Important

NeMo 2.0 is an experimental feature and currently released in the dev container only: nvcr.io/nvidia/nemo:dev. Please refer to NeMo 2.0 overview for information on getting started.

Datasets

ImageNet Data Preparation

Note

It is the responsibility of each user to check the content of the dataset, review the applicable licenses, and determine if it is suitable for their intended use. Users should review any applicable links associated with the dataset before placing the data on their machine.

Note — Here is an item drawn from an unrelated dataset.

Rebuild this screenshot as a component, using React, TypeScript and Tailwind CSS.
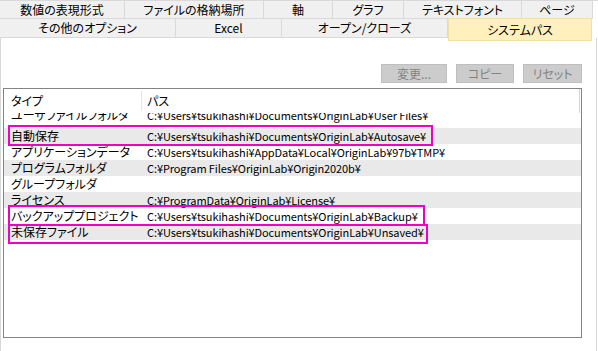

Please note that according to the ImageNet terms and conditions, automated scripts for downloading the dataset are not provided. Instead, one can follow the steps outlined below to download and extract the data.

ImageNet 1k

  1. Create an account on ImageNet and navigate to ILSVRC 2012. Download “Training images (Task 1 & 2)” and “Validation images (all tasks)” to data/imagenet_1k.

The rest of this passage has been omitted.